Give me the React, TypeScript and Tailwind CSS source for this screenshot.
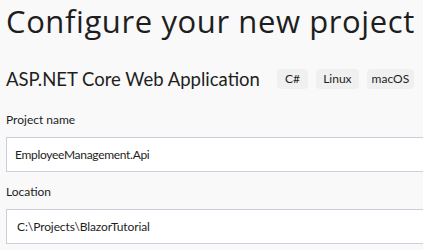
import React from "react";

const font = { fontFamily: '"Segoe UI", Lato, "Open Sans", sans-serif' };
const titleFont = { fontFamily: '"Segoe UI", "Open Sans", sans-serif' };

function Tag({ label, width }: { label: string; width: string }) {
  return (
    <span
      className={`${width} h-[20px] flex items-center justify-center rounded-[4px] bg-[#f0f0f0] text-[12px] text-[#1e1e1e]`}
    >
      {label}
    </span>
  );
}

export default function App() {
  return (
    <div
      className="w-[423px] h-[250px] overflow-hidden bg-[#f9f9f9] text-[#1e1e1e] pl-[6px] pt-[1px]"
      style={font}
    >
      <h1
        className="text-[31px] leading-[40px] tracking-[0.6px] whitespace-nowrap"
        style={titleFont}
      >
        Configure your new project
      </h1>

      <div className="mt-[28px] h-[20px] flex items-center whitespace-nowrap">
        <span className="text-[18.5px] leading-[20px]">ASP.NET Core Web Application</span>
        <div className="ml-[17px] flex gap-[8px]">
          <Tag label="C#" width="w-[31px]" />
          <Tag label="Linux" width="w-[43px]" />
          <Tag label="macOS" width="w-[47px]" />
        </div>
      </div>

      <div className="mt-[21px] text-[12px] leading-[20px]">Project name</div>
      <div className="mt-[7px] w-[520px] h-[35px] flex items-center border border-[#cccedb] bg-white pl-[8px] text-[12px] tracking-[-0.3px]">
        EmployeeManagement.Api
      </div>

      <div className="mt-[10px] text-[12px] leading-[20px]">Location</div>
      <div className="mt-[7px] w-[520px] h-[35px] flex items-center border border-[#cccedb] bg-white pl-[10px] text-[12px] tracking-[-0.1px]">
        C:\Projects\BlazorTutorial
      </div>
    </div>
  );
}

■ Task prompt ■
Restate the whole listing above exactly, please, omitting every image.

■ Output of the exercise ■
Give me the React, TypeScript and Tailwind CSS source for this screenshot.
import React from "react";

const font = { fontFamily: '"Segoe UI", Lato, "Open Sans", sans-serif' };
const titleFont = { fontFamily: '"Segoe UI", "Open Sans", sans-serif' };

function Tag({ label, width }: { label: string; width: string }) {
  return (
    <span
      className={`${width} h-[20px] flex items-center justify-center rounded-[4px] bg-[#f0f0f0] text-[12px] text-[#1e1e1e]`}
    >
      {label}
    </span>
  );
}

export default function App() {
  return (
    <div
      className="w-[423px] h-[250px] overflow-hidden bg-[#f9f9f9] text-[#1e1e1e] pl-[6px] pt-[1px]"
      style={font}
    >
      <h1
        className="text-[31px] leading-[40px] tracking-[0.6px] whitespace-nowrap"
        style={titleFont}
      >
        Configure your new project
      </h1>

      <div className="mt-[28px] h-[20px] flex items-center whitespace-nowrap">
        <span className="text-[18.5px] leading-[20px]">ASP.NET Core Web Application</span>
        <div className="ml-[17px] flex gap-[8px]">
          <Tag label="C#" width="w-[31px]" />
          <Tag label="Linux" width="w-[43px]" />
          <Tag label="macOS" width="w-[47px]" />
        </div>
      </div>

      <div className="mt-[21px] text-[12px] leading-[20px]">Project name</div>
      <div className="mt-[7px] w-[520px] h-[35px] flex items-center border border-[#cccedb] bg-white pl-[8px] text-[12px] tracking-[-0.3px]">
        EmployeeManagement.Api
      </div>

      <div className="mt-[10px] text-[12px] leading-[20px]">Location</div>
      <div className="mt-[7px] w-[520px] h-[35px] flex items-center border border-[#cccedb] bg-white pl-[10px] text-[12px] tracking-[-0.1px]">
        C:\Projects\BlazorTutorial
      </div>
    </div>
  );
}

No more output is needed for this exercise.